TASK BRIEF: Pick out each line containing the string "styles" and copy it.

□ □ □ □ □

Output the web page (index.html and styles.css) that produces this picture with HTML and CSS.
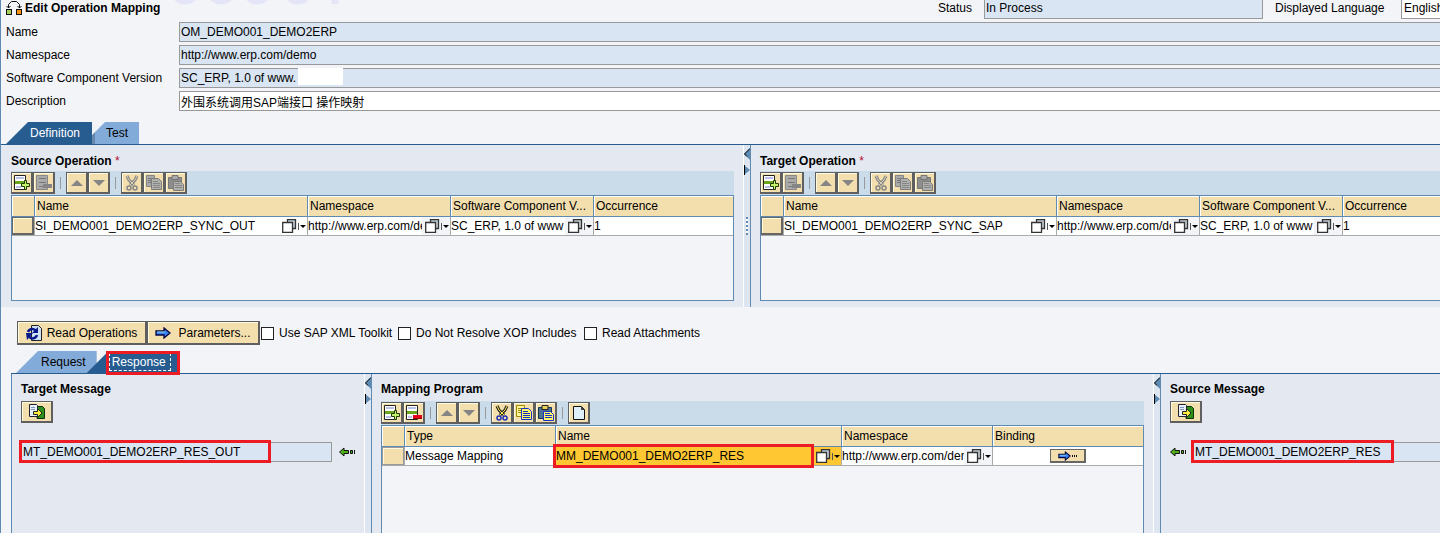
FILE: index.html
```html
<!DOCTYPE html>
<html lang="en">
<head>
<meta charset="utf-8">
<title>Edit Operation Mapping</title>
<link rel="stylesheet" href="styles.css">
</head>
<body>
<svg class="defs" aria-hidden="true">
  <symbol id="i-add" viewBox="0 0 16 16"><path d="M.5.5h11v14H.5z" fill="#fff" stroke="#222"/><path d="M2 2h8v2H2zM2 11h5v2H2z" fill="#b9bfe6"/><path d="M1 6h10v3H1z" fill="#6ba51e"/><path d="M10.500 5.500h2v3h3v3h-3v3h-2v-3h-3v-3h3z" fill="#c6ef6c" stroke="#1d3a00"/></symbol>
  <symbol id="i-del" viewBox="0 0 16 16"><path d="M.5.5h11v14H.5z" fill="#fff" stroke="#222"/><path d="M2 2h8v2H2zM2 11h4v2H2z" fill="#b9bfe6"/><path d="M1 6h10v3H1z" fill="#6ba51e"/><path d="M7 10h9v3H7z" fill="#e3001b"/><path d="M7 13.500h9" stroke="#900"/></symbol>
  <symbol id="i-del-off" viewBox="0 0 16 16"><path d="M.5.5h11v14H.5z" fill="#aaa" stroke="#888"/><path d="M3 3.500h7M3 7.500h7M3 11.500h4" stroke="#777"/><path d="M7 9h9v4H7z" fill="#858585"/></symbol>
  <symbol id="i-up" viewBox="0 0 16 16"><path d="M8 5l6 6H2z" fill="#858585"/></symbol>
  <symbol id="i-down" viewBox="0 0 16 16"><path d="M2 5h12l-6 6z" fill="#858585"/></symbol>
  <symbol id="i-cut" viewBox="0 0 16 16"><path d="M3 1l2 4 5 5M13 1l-2 4-5 5" fill="none" stroke="#222" stroke-width="3"/><path d="M3 1l2 4 5 5M13 1l-2 4-5 5" fill="none" stroke="#ffe94a"/><circle cx="5" cy="13" r="2" fill="none" stroke="#1d2fb5" stroke-width="1.500"/><circle cx="11" cy="13" r="2" fill="none" stroke="#1d2fb5" stroke-width="1.500"/></symbol>
  <symbol id="i-cut-off" viewBox="0 0 16 16"><path d="M3 1l2 4 5 5M13 1l-2 4-5 5" fill="none" stroke="#858585" stroke-width="3"/><path d="M3 1l2 4 5 5M13 1l-2 4-5 5" fill="none" stroke="#d8d0b8"/><circle cx="5" cy="13" r="2" fill="none" stroke="#858585" stroke-width="1.500"/><circle cx="11" cy="13" r="2" fill="none" stroke="#858585" stroke-width="1.500"/></symbol>
  <symbol id="i-copy" viewBox="0 0 16 16"><path d="M.5.500h8v11h-8z" fill="#fff6a0" stroke="#a08a00"/><path d="M2 3.500h4M2 5.500h4M2 7.500h4" stroke="#a08a00"/><path d="M5.500 3.500h7l3 3v8h-10z" fill="#fff56d" stroke="#1732c5"/><path d="M7 6.500h5M7 8.500h7M7 10.500h7M7 12.500h7" stroke="#1732c5"/></symbol>
  <symbol id="i-copy-off" viewBox="0 0 16 16"><path d="M.5.500h8v11h-8z" fill="#aaa" stroke="#858585"/><path d="M2 3.500h4M2 5.500h4M2 7.500h4" stroke="#777"/><path d="M5.500 3.500h7l3 3v8h-10z" fill="#b0b0ac" stroke="#7c7c7c"/><path d="M7 6.500h5M7 8.500h7M7 10.500h7M7 12.500h7" stroke="#868686"/></symbol>
  <symbol id="i-paste" viewBox="0 0 16 16"><path d="M.5 2.500h13v11H.5z" fill="#4d7190" stroke="#17364f"/><path d="M4 .5h6v4H4z" fill="#e8d25b" stroke="#222"/><path d="M5.500 6.500h7l3 3v6h-10z" fill="#fff56d" stroke="#1732c5"/><path d="M7 8.500h5M7 10.500h7M7 12.500h7" stroke="#1732c5"/></symbol>
  <symbol id="i-paste-off" viewBox="0 0 16 16"><path d="M.5 2.500h13v11H.5z" fill="#8d8d8d" stroke="#777"/><path d="M4 .5h6v4H4z" fill="#aaa" stroke="#777"/><path d="M5.500 6.500h7l3 3v6h-10z" fill="#b0b0ac" stroke="#7c7c7c"/><path d="M7 8.500h5M7 10.500h7M7 12.500h7" stroke="#868686"/></symbol>
  <symbol id="i-new" viewBox="0 0 16 16"><path d="M2.500 1.500h8l3 3v10h-11z" fill="#deeffa" stroke="#111"/><path d="M10 1v4h4z" fill="#444"/></symbol>
  <symbol id="i-help" viewBox="0 0 24 14"><path d="M5.500.5h8v9h-8z" fill="#c2cdd6" stroke="#333" stroke-width="1.300"/><path d="M.7 3.500h9.800v9.800H.7z" fill="#fff" stroke="#333" stroke-width="1.300"/><path d="M16.500 4v7" stroke="#555"/><path d="M18 6h6l-3 3z" fill="#000"/></symbol>
  <symbol id="i-arrow" viewBox="0 0 16 12"><path d="M1 4h8V1l6 5-6 5V8H1z" fill="#3b7ff0" stroke="#04063e" stroke-width="1.300"/><path d="M2 5h8" stroke="#8fe0ff"/></symbol>
  <symbol id="i-green" viewBox="0 0 16 10"><path d="M.5 5L5 1v2.500h4.500v3H5V9z" fill="#4dae17" stroke="#111"/><path d="M11.500 3.500h2v3h-2z" fill="#4dae17" stroke="#111"/><path d="M15.500 3v4" stroke="#111"/></symbol>
  <symbol id="i-goto" viewBox="0 0 16 16"><path d="M8 2.500h5.500l2 2v10H8z" fill="#2d8f1a" stroke="#0b3206"/><path d="M.5.500h7l1 1v11h-8z" fill="#e8f2fb" stroke="#223"/><path d="M2 3.500h4M2 5.500h4" stroke="#7c93c0"/><path d="M4.500 7.500h4v-3L13 9l-4.500 4.500v-3h-4z" fill="#ffee3d" stroke="#222"/></symbol>
  <symbol id="i-tri-l" viewBox="0 0 6 12"><path d="M6 0v12L0 6z" fill="#5f8bb2"/><path d="M6 .5L.5 6 3 8.500" fill="none" stroke="#000"/></symbol>
  <symbol id="i-tri-r" viewBox="0 0 6 12"><path d="M0 1v10l6-5z" fill="#5f8bb2"/><path d="M.5 1v10" stroke="#000"/></symbol>
</svg>
<div class="app">
  <header class="head">
    <svg class="watermark" width="250" height="6" aria-hidden="true"><g fill="none" stroke="#e4e6f8" stroke-width="7"><ellipse cx="84" cy="-12" rx="12" ry="13"/><ellipse cx="120" cy="-12" rx="12" ry="13"/><ellipse cx="156" cy="-12" rx="12" ry="13"/><ellipse cx="197" cy="-12" rx="12" ry="13"/><path d="M234 0v4"/></g></svg>
    <h1 class="title"><svg width="16" height="16" viewBox="0 0 16 16"><path d="M2.500 8V4.500l3-3h5l3 3V8M.5 6l2 2 2-2M11.500 6l2 2 2-2" fill="none" stroke="#111"/><path d="M0 9h6v6H0zM10 9h6v6h-6z" fill="#111"/><path d="M1 10h4v4H1z" fill="#a6cf5b"/><path d="M11 10h4v4h-4z" fill="#ff9210"/></svg>Edit Operation Mapping</h1>
    <label for="status">Status</label>
    <input id="status" class="field cut" readonly value="In Process">
    <label for="lang" class="langlabel">Displayed Language</label>
    <div class="lang"><select id="lang"><option>English (Original Language)</option></select></div>
  </header>
  <div class="form">
    <label for="f1">Name</label><input id="f1" class="field" readonly value="OM_DEMO001_DEMO2ERP">
    <label for="f2">Namespace</label><input id="f2" class="field" readonly value="http://www.erp.com/demo">
    <label for="f3">Software Component Version</label><div class="wrap"><input id="f3" class="field" readonly value="SC_ERP, 1.0 of www."><span class="mask"></span></div>
    <label for="f4">Description</label><input id="f4" class="field edit" value="外围系统调用SAP端接口 操作映射">
  </div>

  <nav class="tabs">
    <button class="tab on">Definition</button><button class="tab next">Test</button>
  </nav>

  <main class="split top">
    <section class="pane">
      <h2>Source Operation <b class="req">*</b></h2>
      <div class="toolbar">
        <button class="tb" aria-label="Add"><svg><use href="#i-add"/></svg></button><button class="tb" aria-label="Remove"><svg><use href="#i-del-off"/></svg></button><i class="sep"></i>
        <button class="tb" aria-label="Up"><svg><use href="#i-up"/></svg></button><button class="tb" aria-label="Down"><svg><use href="#i-down"/></svg></button><i class="sep"></i>
        <button class="tb" aria-label="Cut"><svg><use href="#i-cut-off"/></svg></button><button class="tb" aria-label="Copy"><svg><use href="#i-copy-off"/></svg></button><button class="tb" aria-label="Paste"><svg><use href="#i-paste-off"/></svg></button>
      </div>
      <div class="grid">
        <table>
          <colgroup><col class="c-sel"><col><col class="c-ns"><col class="c-ns"><col class="c-occ"></colgroup>
          <thead><tr><th></th><th>Name</th><th>Namespace</th><th>Software Component V...</th><th>Occurrence</th></tr></thead>
          <tbody><tr>
            <td><button class="rowsel" aria-label="Select row"></button></td>
            <td><div class="cell"><input aria-label="Name" value="SI_DEMO001_DEMO2ERP_SYNC_OUT"><button class="help plain" aria-label="Choose"><svg><use href="#i-help"/></svg></button></div></td>
            <td><div class="cell"><input aria-label="Namespace" value="http://www.erp.com/demo"><button class="help" aria-label="Choose"><svg><use href="#i-help"/></svg></button></div></td>
            <td><div class="cell"><input aria-label="Software Component Version" value="SC_ERP, 1.0 of www"><button class="help" aria-label="Choose"><svg><use href="#i-help"/></svg></button></div></td>
            <td><div class="cell">1</div></td>
          </tr></tbody>
        </table>
      </div>
    </section>
    <div class="bar"><svg><use href="#i-tri-l"/></svg><svg><use href="#i-tri-r"/></svg><span class="grip"></span></div>
    <section class="pane bleed">
      <h2>Target Operation <b class="req">*</b></h2>
      <div class="toolbar">
        <button class="tb" aria-label="Add"><svg><use href="#i-add"/></svg></button><button class="tb" aria-label="Remove"><svg><use href="#i-del-off"/></svg></button><i class="sep"></i>
        <button class="tb" aria-label="Up"><svg><use href="#i-up"/></svg></button><button class="tb" aria-label="Down"><svg><use href="#i-down"/></svg></button><i class="sep"></i>
        <button class="tb" aria-label="Cut"><svg><use href="#i-cut-off"/></svg></button><button class="tb" aria-label="Copy"><svg><use href="#i-copy-off"/></svg></button><button class="tb" aria-label="Paste"><svg><use href="#i-paste-off"/></svg></button>
      </div>
      <div class="grid">
        <table>
          <colgroup><col class="c-sel"><col><col class="c-ns"><col class="c-ns"><col class="c-occ"></colgroup>
          <thead><tr><th></th><th>Name</th><th>Namespace</th><th>Software Component V...</th><th>Occurrence</th></tr></thead>
          <tbody><tr>
            <td><button class="rowsel" aria-label="Select row"></button></td>
            <td><div class="cell"><input aria-label="Name" value="SI_DEMO001_DEMO2ERP_SYNC_SAP"><button class="help plain" aria-label="Choose"><svg><use href="#i-help"/></svg></button></div></td>
            <td><div class="cell"><input aria-label="Namespace" value="http://www.erp.com/demo"><button class="help" aria-label="Choose"><svg><use href="#i-help"/></svg></button></div></td>
            <td><div class="cell"><input aria-label="Software Component Version" value="SC_ERP, 1.0 of www"><button class="help" aria-label="Choose"><svg><use href="#i-help"/></svg></button></div></td>
            <td><div class="cell">1</div></td>
          </tr></tbody>
        </table>
      </div>
    </section>
  </main>

  <div class="actions">
    <button class="act read"><svg width="16" height="16" viewBox="0 0 16 16"><path d="M5.500.500h7l3 3v12h-10z" fill="#cfe3f5" stroke="#222"/><path d="M2 7a4.500 4.500 0 0 1 8-1" fill="none" stroke="#06188c" stroke-width="2.500"/><path d="M12 2v6H6z" fill="#06188c"/><path d="M11 10a4.500 4.500 0 0 1-8 1.500" fill="none" stroke="#06188c" stroke-width="2.500"/><path d="M0 8h7l-6 7z" fill="#06188c"/></svg>Read Operations</button><button class="act par"><svg width="16" height="12"><use href="#i-arrow"/></svg>Parameters...</button>
    <label><input type="checkbox">Use SAP XML Toolkit</label>
    <label><input type="checkbox">Do Not Resolve XOP Includes</label>
    <label><input type="checkbox">Read Attachments</label>
  </div>

  <nav class="tabs sub">
    <button class="tab off">Request</button><span class="marked"><button class="tab on res"><span class="focus">Response</span></button></span>
  </nav>

  <div class="split low">
    <section class="pane msg">
      <h2>Target Message</h2>
      <button class="goto" aria-label="Open"><svg><use href="#i-goto"/></svg></button>
      <div class="msgrow">
        <div class="wrap m-out"><input aria-label="Target Message" class="field" readonly value="MT_DEMO001_DEMO2ERP_RES_OUT"></div>
        <svg class="green"><use href="#i-green"/></svg>
      </div>
    </section>
    <div class="bar"><svg><use href="#i-tri-l"/></svg><svg><use href="#i-tri-r"/></svg></div>
    <section class="pane map">
      <h2>Mapping Program</h2>
      <div class="toolbar">
        <button class="tb" aria-label="Add"><svg><use href="#i-add"/></svg></button><button class="tb" aria-label="Remove"><svg><use href="#i-del"/></svg></button><i class="sep"></i>
        <button class="tb" aria-label="Up"><svg><use href="#i-up"/></svg></button><button class="tb" aria-label="Down"><svg><use href="#i-down"/></svg></button><i class="sep"></i>
        <button class="tb" aria-label="Cut"><svg><use href="#i-cut"/></svg></button><button class="tb" aria-label="Copy"><svg><use href="#i-copy"/></svg></button><button class="tb" aria-label="Paste"><svg><use href="#i-paste"/></svg></button><i class="sep"></i>
        <button class="tb" aria-label="New"><svg><use href="#i-new"/></svg></button>
      </div>
      <div class="grid">
        <table>
          <colgroup><col class="c-sel"><col class="c-type"><col><col class="c-type"><col class="c-type"></colgroup>
          <thead><tr><th></th><th>Type</th><th>Name</th><th>Namespace</th><th>Binding</th></tr></thead>
          <tbody><tr>
            <td><button class="rowsel pressed" aria-label="Select row"></button></td>
            <td><div class="cell">Message Mapping</div></td>
            <td class="hot"><div class="cell"><input aria-label="Name" value="MM_DEMO001_DEMO2ERP_RES"><button class="help plain" aria-label="Choose"><svg><use href="#i-help"/></svg></button></div></td>
            <td><div class="cell"><input aria-label="Namespace" value="http://www.erp.com/demo"><button class="help" aria-label="Choose"><svg><use href="#i-help"/></svg></button></div></td>
            <td><div class="cell mid"><button class="bind" aria-label="Binding"><svg width="13" height="10" viewBox="0 0 16 12"><use href="#i-arrow"/></svg><svg width="6" height="2"><path d="M0 1h6" stroke="#111" stroke-width="2" stroke-dasharray="1 1"/></svg></button></div></td>
          </tr></tbody>
        </table>
      </div>
    </section>
    <div class="bar"><svg><use href="#i-tri-l"/></svg><svg><use href="#i-tri-r"/></svg></div>
    <section class="pane msg src">
      <h2>Source Message</h2>
      <button class="goto" aria-label="Open"><svg><use href="#i-goto"/></svg></button>
      <div class="msgrow">
        <svg class="green"><use href="#i-green"/></svg>
        <div class="wrap m-in"><input aria-label="Source Message" class="field" readonly value="MT_DEMO001_DEMO2ERP_RES"></div>
      </div>
    </section>
  </div>
</div>
</body>
</html>
```
FILE: styles.css
```css
*, *::before, *::after { box-sizing: border-box; }
body {
  margin: 0;
  background: #f3f4f8;
  color: #000;
  font: 12px/16px "Liberation Sans", Arial, "Noto Sans CJK SC", sans-serif;
}
button, input, select { font: inherit; color: inherit; margin: 0; padding: 0; border: 0; border-radius: 0; outline: 0; }
svg { display: block; flex: none; }
.defs { position: absolute; width: 0; height: 0; }
.app {
  display: flex;
  flex-direction: column;
  height: 100vh;
  overflow: hidden;
  border-left: 1px solid #5f8bb2;
}
.app > * { flex-shrink: 0; }

/* header and form */
.head {
  position: relative;
  display: grid;
  grid-template-columns: 1fr auto 279px auto 39px;
  column-gap: 12px;
  height: 19px;
  align-items: start;
}
.langlabel { min-width: 114px; }
.watermark { position: absolute; left: 100px; top: 0; }
.title { position: relative; display: flex; gap: 3px; margin: 0; padding-left: 5px; font-size: 12px; }
.field {
  width: 100%;
  height: 20px;
  padding: 0 1px;
  border: 1px solid #999;
  background: #d9e5f2;
}
.field.edit { background: #fff; }
.field.cut { height: 19px; padding-bottom: 3px; border-top: 0; }
.lang { height: 19px; overflow: hidden; border: solid #999; border-width: 0 0 1px 1px; background: #fff; }
.lang select { appearance: none; width: 180px; height: 16px; padding-left: 2px; background: #fff; }
.form {
  display: grid;
  grid-template-columns: 173px 1fr;
  row-gap: 3px;
  padding: 3px 0 0 5px;
  margin-right: -2px;
}
.form label { line-height: 20px; }
.wrap { position: relative; }
.wrap .field { display: block; }
.mask { position: absolute; left: 119px; top: 0; width: 45px; height: 17px; background: #fff; }

/* tabs */
.tabs { display: flex; height: 23px; margin-top: 11px; padding-left: 5px; border-bottom: 1px solid #265c8f; }
.tab { height: 22px; }
.tab.on {
  padding: 0 12px 0 24px;
  background: #265c8f;
  color: #fff;
  clip-path: polygon(22px 0, 100% 0, 100% 100%, 0 100%);
}
.tab.next { padding: 0 11px 0 14px; background: linear-gradient(90deg, #6488ad 3px, #83abd9 3px); clip-path: polygon(13px 0, 100% 0, 100% 100%, 0 100%, 0 13px); }
.tab.off { padding: 0 11px 0 25px; background: #83abd9; clip-path: polygon(22px 0, 100% 0, 100% 100%, 0 100%); }
.tabs.sub { margin: 6px 0 0 10px; }
.marked { position: relative; margin-left: -10px; }
.marked::after { content: ""; position: absolute; inset: 0 -1px -2px 19px; border: 3px solid #ed1c24; }
.tab.res { display: block; padding: 2px 8px 2px 22px; }
.focus { display: block; padding: 0 4px 0 2px; border: 1px dashed #fff; }

/* split areas */
.split { display: grid; background: #e4e9f1; }
.top { grid-template-columns: 742fr 8px 689fr; height: 162px; }
.low { flex: 1 1 0; min-height: 100px; margin-left: 10px; border-left: 1px solid #5f8bb2; grid-template-columns: 352fr 8px 781fr 8px 279fr; }
.pane { display: flex; flex-direction: column; min-width: 0; overflow: hidden; padding: 8px 9px 6px 10px; }
.low .pane { padding: 7px 9px 0; }
.pane.bleed { padding-left: 9px; padding-right: 0; }
h2 { margin: 0 0 2px; font-size: 12px; line-height: 16px; }
.low h2 { margin-bottom: 4px; }
.req { color: #b01030; font-weight: 400; }
.bar {
  display: flex;
  flex-direction: column;
  gap: 4px;
  padding-top: 3px;
  border-left: 1px solid #fff;
  border-right: 1px solid #5f8bb2;
  background: #dde6f0;
}
.bar svg { width: 6px; height: 12px; }
.grip { width: 2px; height: 18px; margin: 37px 0 0 2px; background: repeating-linear-gradient(#5f8bb2 0 2px, #fff 2px 4px); }

/* toolbars */
.toolbar { display: flex; align-items: center; height: 24px; background: #cadbea; }
.tb {
  display: grid;
  place-items: center;
  flex: none;
  width: 22px;
  height: 22px;
  border: solid #5f5f5f;
  border-width: 1px 2px 2px 1px;
  background: #f3dfae;
  box-shadow: inset 1px 1px #fffbe0;
}
.tb svg { width: 16px; height: 16px; }
.sep { width: 1px; height: 12px; margin: 0 5px; background: #999; }

/* tables */
.grid { flex: 1; border: 1px solid #5f8bb2; overflow: hidden; background: #f3f4f8; }
.low .grid { border-bottom: 0; }
.bleed .grid { border-right: 0; }
table { width: 100%; border-collapse: separate; border-spacing: 0; table-layout: fixed; }
.bleed table { min-width: 721px; }
.c-sel { width: 22px; }
.c-ns { width: 143px; }
.c-occ { width: 140px; }
.c-type { width: 151px; }
th {
  height: 21px;
  padding: 0 0 0 2px;
  border-left: 1px solid #5f8bb2;
  border-bottom: 1px solid #5f8bb2;
  background: #f3dfae;
  box-shadow: inset 1px 1px #fff;
  font-weight: 400;
  text-align: left;
  white-space: nowrap;
}
th:first-child { border-left: 0; }
td { height: 19px; padding: 0; border-left: 1px solid #aaa; border-bottom: 1px solid #aaa; background: #fff; }
td:first-child { border-left: 0; }
.cell { display: flex; height: 18px; align-items: center; }
.cell input { flex: 1; min-width: 0; height: 18px; background: none; }
.cell.mid { justify-content: center; }
.help { flex: none; width: 28px; height: 18px; padding-left: 3px; background: #f3f4f8; }
.help.plain { background: none; }
.help svg { width: 24px; height: 14px; }
.rowsel { display: block; width: 100%; height: 18px; border: solid #666; border-width: 1px 2px 2px 1px; background: #f3dfae; box-shadow: inset 1px 1px #fffbe0; }
.rowsel.pressed { border: 1px solid #999; }
.hot { background: #ffc832; }
.hot .cell { position: relative; }
.hot .cell::after { content: ""; position: absolute; inset: -3px 27px -3px -3px; border: 3px solid #ed1c24; }
.bind { display: flex; gap: 1px; align-items: center; justify-content: center; width: 36px; height: 14px; border: solid #666; border-width: 1px 2px 2px 1px; background: #f3dfae; }

/* action row */
.actions { display: flex; align-items: center; margin-top: 14px; padding-left: 16px; white-space: nowrap; }
.act {
  display: flex;
  align-items: center;
  justify-content: center;
  height: 24px;
  border: solid #5f5f5f;
  border-width: 1px 2px 2px 1px;
  background: #f3dfae;
  box-shadow: inset 1px 1px #fffbe0;
}
.read { width: 130px; gap: 5px; }
.par { width: 113px; gap: 7px; }
.actions label { display: flex; align-items: center; gap: 5px; margin-left: 1px; min-width: 136px; }
.actions label:nth-of-type(2) { min-width: 185px; }
.actions input { appearance: none; width: 13px; height: 13px; border: 1px solid #222; background: #fff; }

/* message panes */
.goto { display: grid; place-items: center; align-self: flex-start; width: 32px; height: 22px; border: solid #5f5f5f; border-width: 1px 2px 2px 1px; background: #f3dfae; box-shadow: inset 1px 1px #fffbe0; }
.goto svg { width: 16px; height: 16px; }
.msgrow { display: flex; align-items: center; gap: 7px; margin-top: 19px; }
.msgrow .wrap { flex: 1; min-width: 0; }
.green { width: 16px; height: 10px; }
.m-out::after, .m-in::after { content: ""; position: absolute; left: -2px; top: -2px; height: 23px; border: 3px solid #ed1c24; }
.m-out::after { width: 252px; }
.m-in::after { width: 203px; }
.low .pane.msg { overflow: visible; }
.low .pane.src { padding-right: 0; }
.src .msgrow { margin-right: -2px; }
```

□ □ □ □ □

WRITTEN ANSWER:
Output the web page (index.html and styles.css) that produces this picture with HTML and CSS.
<link rel="stylesheet" href="styles.css">
FILE: styles.css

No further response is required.